The beach entered global consciousness through the expansion of travel photography in the 1990s–2000s — its combination of white cliff, turquoise water, white beach, and rust-red wreck in a single enclosed frame is the ideal travel photograph composition, scalable from postcard to poster without loss of impact. The explosion of social media photography from 2010 onwards made Navagio the single most Instagram-tagged beach in Europe, generating the boat traffic and visitor numbers that now represent the site's primary management challenge.

🏃 Activities and Attractions

Navagio is a visual destination — most visitors come for the boat visit and clifftop view, with swimming the primary in-cove activity.

  • Boat Visit to the Beach: Scheduled boat excursions from Zakynthos town harbour and Porto Vromi (4 km from Navagio) operate daily from April to October, visiting Navagio with a 30–45 minute beach stop before continuing to the Blue Caves and returning. The approach through the narrow channel entrance — with the cliff walls rising 100 m above the boat on both sides and the wreck and white beach emerging from behind the cliff — is one of the most dramatic boat arrivals in the Mediterranean. Swimming from the boat or the beach during the stop is the main activity.

  • Clifftop Viewpoint: A gravel road from the village of Anafonitria leads to a clifftop platform 200 m above Navagio, with a metal viewing barrier at the cliff edge providing the aerial view that is the most reproduced Navagio image — the turquoise horseshoe of water, the white beach, and the rusting wreck, all contained in the cliff frame. The viewpoint is free and accessible by car or scooter, and delivers the full visual impact without the boat cost. Dawn and late afternoon light are optimal — midday sun flattens the colour contrast and the cliff casts deep shadows into the cove.

  • Blue Caves Sea Kayaking: Sea kayaking from Cape Skinari into the Blue Caves system — paddling through sea cave entrances, under natural arches, and into illuminated chambers — is among the finest sea kayak experiences in the Ionian. Guided half-day tours depart from the Cape Skinari pier and access cave chambers too small for tour boats. The bioluminescence in certain cave chambers at night (August–September) is a separate guided nighttime kayaking experience offered by some operators.

  • Scuba Diving: The northwest Zakynthos coast and the channel below Navagio Beach have excellent diving — the limestone reefs descend steeply from 5 m to 40+ m, with abundant sea life including octopus, moray eel, dentex, and grouper in the deeper zones. The wreck of the Panagiotis itself is diveable at low tide conditions — the hull sits in 5–10 m of water and the interior is accessible (with appropriate caution). Several dive operators in Zakynthos town operate daily boat dives to the northwest coast area.

💡 Travel Tips

Getting There: Zakynthos International Airport (ZTH) receives direct charter flights from major European cities throughout summer (April–October) and year-round scheduled flights from Athens (45 min) with Sky Express and Olympic Air. Ferry services connect Zakynthos port to Killini on the Peloponnese mainland (1 hr) with multiple daily departures. Porto Vromi (the Navagio boat departure point) is 20 km north of Zakynthos town — accessible by rental scooter or car in 30 minutes, or by local taxi.

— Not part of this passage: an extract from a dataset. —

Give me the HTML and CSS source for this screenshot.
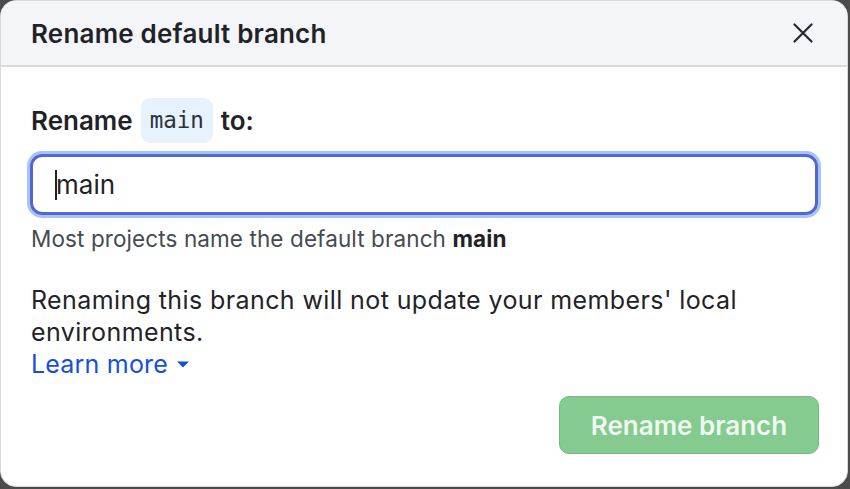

Best Season: May–June and September–October are optimal — boat services operating, sea calm enough for reliable access, and visitor numbers below July–August peak. July–August is peak season — Navagio boats run frequently but the cove can have 10+ boats simultaneously and hundreds of swimmers. Note that winter swell (November–March) frequently makes Navagio inaccessible — the narrow channel is hazardous in waves above 1 m and boat services are cancelled on many winter days.

Turtle Awareness: Loggerhead turtle nesting beaches in the Laganas Bay area have strict access restrictions (June–October) — night visits to nesting beaches are prohibited without guide permits. However, casual encounters with turtles while snorkelling or on boat trips in the open sea are common and entirely permissible. The National Marine Park of Zakynthos (nmp-zak.gr) provides up-to-date information on access restrictions.

🌱 Conservation

Navagio Beach faces two distinct conservation challenges: cliff instability and boat traffic management. The limestone cliffs above and around the beach are subject to ongoing rockfall and are periodically closed to visitors — a significant rockfall in September 2018 injured swimmers on the beach and prompted the closure of the beach and clifftop viewpoint for several months while the cliff face was assessed. Geological monitoring is now continuous, and the viewing platform is equipped with rockfall alarm sensors. The inherent instability of tall limestone cliffs undercut by wave action means that periodic rockfall will continue regardless of management intervention.

The boat traffic problem — up to 100 boats per day visiting Navagio in peak summer — is managed by the Zakynthos Port Authority through limitations on the number of vessels permitted in the cove simultaneously and access windows of 30–45 minutes per boat. However, the restrictions are not always effectively enforced, and the combination of boat engine exhaust, anchor damage to the seabed, and visitor pressure on the beach (trampling the white pebbles, approaching the wreck structure) are causing measurable degradation. The National Marine Park of Zakynthos has proposed extending marine protection to the northwest coast to restrict heavy motor-vessel access — a measure strongly opposed by the tour boat industry.

✨ Conclusion

Navagio Beach exists at the intersection of geological fortune (the right cliffs, the right seabed colour, the right enclosure) and historical accident (a smuggler's grounding that provided the perfect compositional element) — a combination so photogenically perfect that it has generated its own management crisis, while remaining genuinely, strikingly beautiful in person.